I want to compile a list of offshore, banking, tax, accounting related websites that do link exchange with other sites.

I want to build a domain list of health/medicine related websites.

I have url list in a SQL database. I want to extract url, title, description, keyword, plain page text of html <BODY> to </BODY> and merge them into database. 


(1) I want to extract url, meta tag of travel related companies.

Go to New Session Dialog

Select "Source = Search Engines"

Enter travel in Keyword Box

Select "Save Data" folder , i.e. where program will save the data

Select Save Format - CSV or line by line 

Click OK button


(2) I want to extract url, meta tag data of travel related companies of Australia.

Repeat (1) but select "Engine = Australia" from Engine Listing Dialog. You can lunch this dialog by clicking "Engines" button of New Session - General Tab.

By default US/International Engines are selected.


(3) I want to extract all url, meta tag data from a web site.

Go to New Session Dialog

Select "Source = WebSite"

Enter website URL in Starting Address box: like http://www.mydomain.com

Select depth = 0 (to spider entire website , see more about depth here)

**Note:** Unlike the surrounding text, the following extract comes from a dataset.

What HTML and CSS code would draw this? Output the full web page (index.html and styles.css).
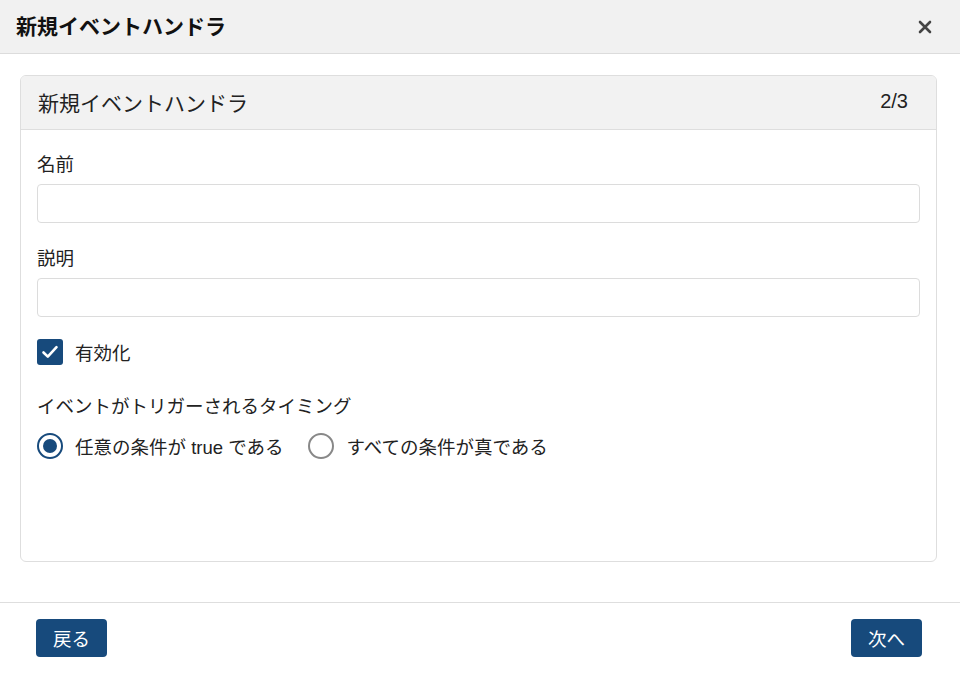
FILE: index.html
```html
<!DOCTYPE html>
<html lang="ja">
<head>
<meta charset="utf-8">
<link rel="stylesheet" href="styles.css">
</head>
<body>
<div class="dialog">
  <header class="dlg-head">
    <h1 class="dlg-title">新規イベントハンドラ</h1>
    <button class="close" aria-label="close">
      <svg width="14" height="14" viewBox="0 0 14 14"><path d="M2 2L12 12M12 2L2 12" stroke="#444" stroke-width="2.6" stroke-linecap="round"/></svg>
    </button>
  </header>
  <main class="dlg-body">
    <section class="card">
      <div class="card-head">
        <span class="card-title">新規イベントハンドラ</span>
        <span class="step">2/3</span>
      </div>
      <div class="card-body">
        <div class="field">
          <label class="lbl">名前</label>
          <input class="inp" type="text">
        </div>
        <div class="field">
          <label class="lbl">説明</label>
          <input class="inp" type="text">
        </div>
        <div class="check-row">
          <span class="cbox"><svg width="20" height="20" viewBox="0 0 20 20"><path d="M3.5 10.5L7.8 14.6L16.5 5.2" fill="none" stroke="#fff" stroke-width="2.6" stroke-linecap="round" stroke-linejoin="round"/></svg></span>
          <span class="check-label">有効化</span>
        </div>
        <div class="lbl timing">イベントがトリガーされるタイミング</div>
        <div class="radios">
          <span class="radio-item"><span class="radio on"></span><span>任意の条件が true である</span></span>
          <span class="radio-item"><span class="radio"></span><span>すべての条件が真である</span></span>
        </div>
      </div>
    </section>
  </main>
  <footer class="dlg-foot">
    <button class="btn">戻る</button>
    <button class="btn">次へ</button>
  </footer>
</div>
</body>
</html>
```
FILE: styles.css
```css
* { box-sizing: border-box; }
html, body { margin: 0; padding: 0; background: #fff; }
body {
  font-family: "Liberation Sans", "Noto Sans CJK JP", sans-serif;
  color: #222;
  width: 960px;
  height: 673px;
  overflow: hidden;
}
.dialog { display: flex; flex-direction: column; height: 673px; }
.dlg-head {
  height: 54px;
  background: #f1f1f1;
  border-bottom: 1px solid #dcdcdc;
  display: flex;
  align-items: center;
  justify-content: space-between;
  padding: 0 28px 3px 16px;
}
.dlg-title { margin: 0; font-size: 21px; font-weight: bold; color: #111; }
.close { border: 0; background: none; padding: 0; display: flex; margin-top: 3px; }
.dlg-body { flex: 1; padding: 21px 23px 0 20px; }
.card {
  border: 1px solid #dedede;
  border-radius: 6px;
  height: 487px;
  overflow: hidden;
}
.card-head {
  height: 54px;
  background: #f2f2f2;
  border-bottom: 1px solid #dedede;
  display: flex;
  align-items: center;
  justify-content: space-between;
  padding: 0 28px 2px 17px;
  font-size: 21px;
  color: #222;
}
.step { font-size: 20px; }
.card-body { padding: 21px 16px 0 16px; }
.lbl { display: block; font-size: 18.5px; line-height: 27px; color: #222; }
.field { margin-bottom: 22px; }
.field .lbl { margin-bottom: 6px; }
.inp {
  display: block;
  width: 100%;
  height: 39px;
  border: 1px solid #dcdcdc;
  border-radius: 4px;
  background: #fff;
}
.check-row { display: flex; align-items: center; gap: 12px; height: 26px; margin-top: 1px; }
.cbox {
  width: 26px; height: 26px;
  background: #174a7c;
  border-radius: 3px;
  display: flex; align-items: center; justify-content: center;
}
.check-label { font-size: 18.5px; }
.timing { margin-top: 28px; }
.radios { display: flex; align-items: center; gap: 25px; margin-top: 13px; font-size: 18.5px; }
.radio-item { display: flex; align-items: center; gap: 12px; }
.radio {
  width: 26px; height: 26px;
  border-radius: 50%;
  border: 2px solid #888;
  display: flex; align-items: center; justify-content: center;
}
.radio.on { border-color: #174a7c; }
.radio.on::after {
  content: "";
  width: 14px; height: 14px;
  border-radius: 50%;
  background: #174a7c;
}
.dlg-foot {
  border-top: 1px solid #dedede;
  height: 71px;
  display: flex;
  align-items: flex-start;
  justify-content: space-between;
  padding: 16px 38px 0 36px;
}
.btn {
  height: 38px;
  width: 71px;
  border: 0;
  border-radius: 4px;
  background: #174a7c;
  color: #fff;
  font-family: inherit;
  font-size: 18.5px;
}
```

Select "Save Data" folder , i.e. where program will save the data

Select Save Format - CSV or line by line 

Click OK button


(4) I want to collect all photographers web site url, data from yahoo dir Photographers to build a photographer directory.

Go to New Session Dialog

Select "Source = WebSite"

Enter website URL in Starting Address box: like http://dir.yahoo.com/Arts/Visual_Arts/Photography/Photographers/

Select depth = 0 ; Check "Stay within Full URL"
These 2 combination tells program to process entire photographers dir but not other part of yahoo dir.

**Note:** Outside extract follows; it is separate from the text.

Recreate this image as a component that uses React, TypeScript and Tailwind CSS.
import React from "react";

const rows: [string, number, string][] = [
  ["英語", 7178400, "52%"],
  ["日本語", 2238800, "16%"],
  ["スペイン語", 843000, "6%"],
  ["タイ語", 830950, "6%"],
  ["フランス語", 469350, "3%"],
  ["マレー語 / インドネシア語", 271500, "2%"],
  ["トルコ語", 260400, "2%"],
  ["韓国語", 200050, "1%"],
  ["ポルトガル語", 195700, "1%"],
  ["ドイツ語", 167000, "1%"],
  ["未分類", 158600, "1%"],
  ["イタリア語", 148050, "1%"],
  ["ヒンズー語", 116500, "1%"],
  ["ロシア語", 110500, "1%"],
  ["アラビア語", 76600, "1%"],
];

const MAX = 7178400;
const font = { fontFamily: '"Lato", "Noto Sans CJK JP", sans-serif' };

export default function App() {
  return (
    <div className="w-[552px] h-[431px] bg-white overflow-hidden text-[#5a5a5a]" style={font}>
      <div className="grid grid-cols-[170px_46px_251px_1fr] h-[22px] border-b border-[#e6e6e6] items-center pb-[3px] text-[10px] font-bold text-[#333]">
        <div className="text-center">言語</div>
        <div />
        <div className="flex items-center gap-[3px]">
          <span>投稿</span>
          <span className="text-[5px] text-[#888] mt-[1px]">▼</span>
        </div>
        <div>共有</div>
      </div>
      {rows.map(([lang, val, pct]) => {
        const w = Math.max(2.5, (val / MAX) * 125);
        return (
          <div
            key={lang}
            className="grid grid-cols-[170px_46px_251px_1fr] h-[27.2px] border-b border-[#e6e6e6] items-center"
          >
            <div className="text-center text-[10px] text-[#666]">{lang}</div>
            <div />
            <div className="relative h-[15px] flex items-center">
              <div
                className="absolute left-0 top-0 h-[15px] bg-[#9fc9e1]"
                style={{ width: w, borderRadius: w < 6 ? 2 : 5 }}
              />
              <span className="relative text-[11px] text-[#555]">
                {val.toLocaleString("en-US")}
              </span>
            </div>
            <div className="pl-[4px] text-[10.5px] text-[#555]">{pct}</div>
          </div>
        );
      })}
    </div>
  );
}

Select "Save Data" folder , i.e. where program will save the data

Select Save Format - CSV or line by line 

Now go to External Site tab - select "Follow External URLs" - Select "Process 1 Page Only"

Now back to General tab and Click OK button


(5) I have a list of urls in a file and I want to extract data from those urls.

Go to New Session Dialog

Select "Source = URLs from File"

Enter url file path in File name box. This file must be plain text file with one URL per line and starting with http:// string each line.

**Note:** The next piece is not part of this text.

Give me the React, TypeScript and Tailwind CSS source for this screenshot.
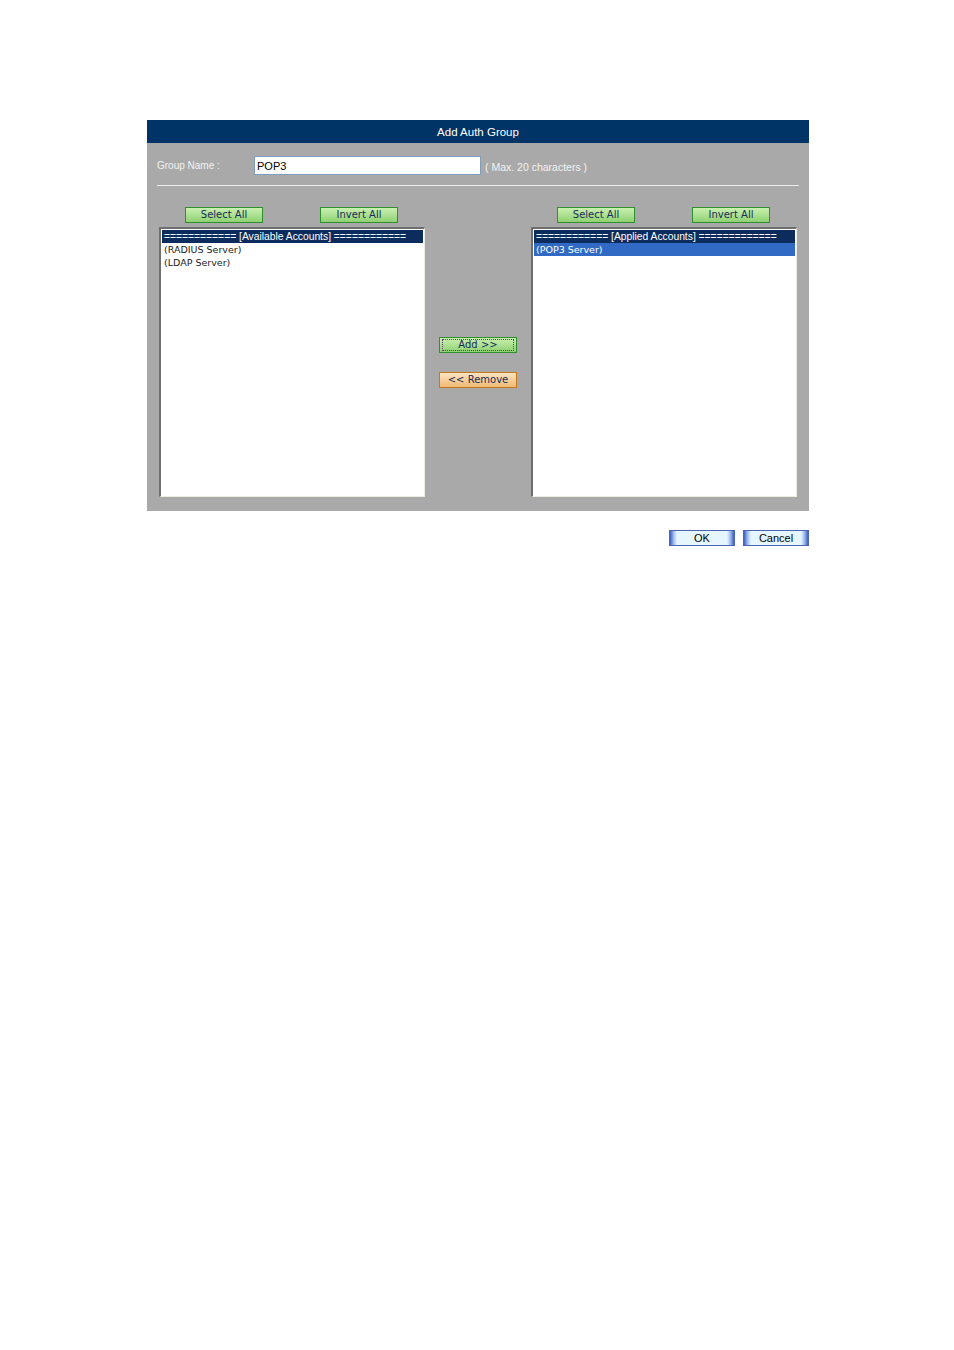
const verdana = "font-['DejaVu_Sans',Verdana,sans-serif]";
const arial = "font-['Liberation_Sans',Arial,sans-serif]";

function GreenButton({ label, focused }: { label: string; focused?: boolean }) {
  return (
    <button
      className={`w-[78px] h-[16px] border border-[#2f8f2f] bg-gradient-to-b from-[#c9f0b0] to-[#8fd172] text-[10px] leading-[14px] text-[#162c58] ${verdana} flex items-center justify-center`}
    >
      <span className={focused ? "w-[72px] h-[12px] border border-dotted border-[#6a2a7a] flex items-center justify-center leading-[10px]" : ""}>
        {label}
      </span>
    </button>
  );
}

function BlueButton({ label }: { label: string }) {
  return (
    <button
      className={`w-[66px] h-[16px] border border-[#4a64b8] bg-[linear-gradient(to_right,#3d5fc4_0px,#a9c3f0_4px,#e6f6ff_7px,#e6f6ff_calc(100%-7px),#a9c3f0_calc(100%-4px),#3d5fc4_100%)] text-[11px] leading-[14px] text-black ${arial}`}
    >
      {label}
    </button>
  );
}

function ListBox({ title, items, selected }: { title: string; items: string[]; selected?: number }) {
  return (
    <div className="w-[266px] h-[270px] bg-white border-t-2 border-l-2 border-t-[#6e6e6e] border-l-[#6e6e6e] border-b border-r border-b-[#ecebe4] border-r-[#ecebe4] p-[1px]">
      <div className={`h-[13px] bg-[#0c2c5e] text-white text-[10.3px] leading-[13px] pl-[2px] whitespace-nowrap overflow-hidden ${arial}`}>
        {title}
      </div>
      {items.map((it, i) => (
        <div
          key={it}
          className={`h-[13px] text-[9.5px] leading-[13px] pl-[2px] whitespace-nowrap ${verdana} ${
            selected === i ? "bg-[#316ac5] text-white" : "text-[#222]"
          }`}
        >
          {it}
        </div>
      ))}
    </div>
  );
}

export default function App() {
  return (
    <div className="w-[954px] h-[1350px] bg-white pt-[120px] pl-[147px]">
      <div className="w-[662px] bg-[#a9a9a9]">
        <div className={`h-[23px] bg-[#003366] text-white text-[11.5px] leading-[24px] text-center ${arial}`}>
          Add Auth Group
        </div>
        <div className="px-[10px]">
          <div className="flex items-center h-[42px] pt-[3px]">
            <span className={`w-[97px] text-[10px] text-[#f2f2f2] ${arial}`}>Group Name :</span>
            <input
              defaultValue="POP3"
              className={`w-[227px] h-[19px] bg-white border border-[#7f9db9] px-[2px] text-[11px] text-black outline-none ${arial}`}
            />
            <span className={`ml-[4px] mt-[4px] text-[10.5px] text-[#f2f2f2] ${arial}`}>( Max. 20 characters )</span>
          </div>
          <div className="h-[1px] bg-[#ececec] w-[642px]" />
        </div>
        <div className="flex pl-[12px] pt-[21px] pb-[14px]">
          <div className="flex flex-col">
            <div className="flex pl-[26px] gap-[57px] h-[16px]">
              <GreenButton label="Select All" />
              <GreenButton label="Invert All" />
            </div>
            <div className="mt-[4px]">
              <ListBox
                title="============ [Available Accounts] ============"
                items={["(RADIUS Server)", "(LDAP Server)"]}
              />
            </div>
          </div>
          <div className="w-[106px] flex flex-col items-center pt-[130px] gap-[19px]">
            <GreenButton label="Add >>" focused />
            <button
              className={`w-[78px] h-[16px] border border-[#c27a1c] bg-gradient-to-b from-[#fde4c0] to-[#f1b873] text-[10px] leading-[14px] text-[#162c58] ${verdana}`}
            >
              &lt;&lt; Remove
            </button>
          </div>
          <div className="flex flex-col">
            <div className="flex pl-[26px] gap-[57px] h-[16px]">
              <GreenButton label="Select All" />
              <GreenButton label="Invert All" />
            </div>
            <div className="mt-[4px]">
              <ListBox
                title="============ [Applied Accounts] ============="
                items={["(POP3 Server)"]}
                selected={0}
              />
            </div>
          </div>
        </div>
      </div>
      <div className="w-[662px] flex justify-end gap-[8px] mt-[19px]">
        <BlueButton label="OK" />
        <BlueButton label="Cancel" />
      </div>
    </div>
  );
}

Select Depth = 0 for entire website extraction of each website located in the text file  or select "process 1 page only" to spider only the specified url.

Select "Save Data" folder , i.e. where program will save the data

Select Save Format - CSV or line by line 

Click OK button

 


(6) I want to compile a list of offshore, banking, tax related websites that do link exchange with other sites.

Go to New Session Dialog

Select "Source = Search Engines"

Generate Keywords using following 2 lists:

offshore
banking
tax
accounting
link exchange
trade links
swap link
add url

 

Select "Save Data" folder , i.e. where program will save the data

Select Save Format - CSV  

Now go to External Site Tab. Select "Follow External URL". Select "Process 1 Page Only". Select "Spider Base URL only"

Now go to Filters - Text Filters tab. Check "page must contain following text" . Enter following string in the box:

links.htm
link.htm
resource.htm
add url
submit url
add your site
submit your site

So that program will extract data from only those websites who do link exchange or add urls to their directories.

 

Now back to General tab and Click OK button.

After extraction completed, go to Data Tab - Meta Tag list. These are the related sites that do link exchange with other sites.


(7) I want to build a domain list of health/medicine related websites.

Go to New Session Dialog

Select "Source = Search Engines"

Enter following Keywords:
health
medicine
so on...

Select Extract URL (select Base URL)

Select "Save Data" folder , i.e. where program will save the data

Select Save Format - line by line 

Click OK button


(8) I have url list in a SQL database. I want to extract url, title, description, keyword, plain page text of html <BODY> to </BODY> and merge them into database. 

"Win Web Crawler" can not access SQL database. You need to export url list from SQL database to a plain text disk file, and use this file in "Win Web Crawler".

Go to New Session Dialog

Select "Source = URLs from File"

Enter url file path in File name box. This file must be plain text file with one URL per line and starting with http:// string each line.

Select "process 1 page only" to extract meta tag of specified root domain.  If you need to extract meta tag of ALL pages of each website then select depth=0

Select Extract Meta tag, Extract Body (you can set text size limit by clicking ... button)

Select "Save Data" folder , i.e. where program will save the data

Select Save Format - CSV 

Uncheck "View - Display data in data tab" for very large URL Meta tag extraction, so that "Win Web Crawler" will not display data within program but will write directly to disk file - this will surely increase program performance.

Click OK button

After extraction completed, you can import this csv file (metatag.txt) to SQL database and do further processing, query, etc...